NEW WORLD is a poetic film told through visual storytelling to hit at one central theme, and you could walk away from it swirling with thoughts and feelings.
It says that two people touching each other's lives can change their world, and that illustrates a more global idea of how countries and cultures can do the exact same thing. The New World in that movie is Pocahantas as much as it is America.
But does MIAMI VICE have a strong and resonant theme?
MIAMI VICE is similar only inasmuch as it has strong and striking visuals. But MV is not about anything particularly deep. It is a fun ride at best, and one that runs way too long.
I have been reading praise for the film but don't really understand
what anyone is drawing from it.

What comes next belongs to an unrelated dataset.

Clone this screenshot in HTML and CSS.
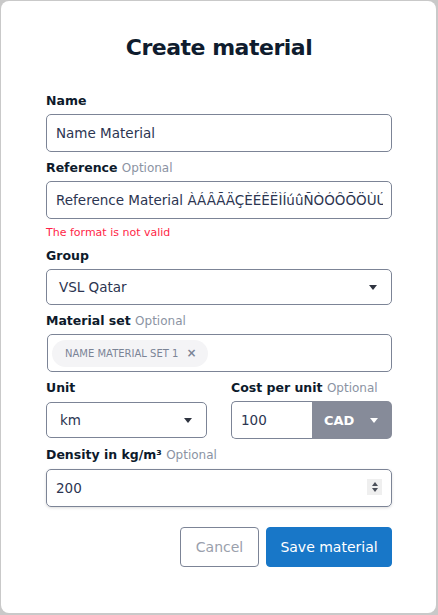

And if you're being entertained by it's flash and style, just say that!
Allow me to throw down the gauntlet, my friends: To say it is profound without illustrating its profundity doesn't give me an avenue into the film, and believe me I am trying to understand what all you guys see in it.
The movie is a blown up version of a two part TV episode, minus the
color (it looks drab and metallic), but with a double helping of banal,
connect-the-dots narrative.
I admire that Mann stripped away all exposition, but he neglected to include character moments that would have strengthened the movie. Also, Farrell and Foxx are handsome presences onscreen, and I guess iconic, but they lack the acting chops to be equal to previous Mann heroes:
James Caan, Al Pacino, Russell Crowe, Robert De Niro, William L.
Petersen (I stand by his great performance in MANHUNTER).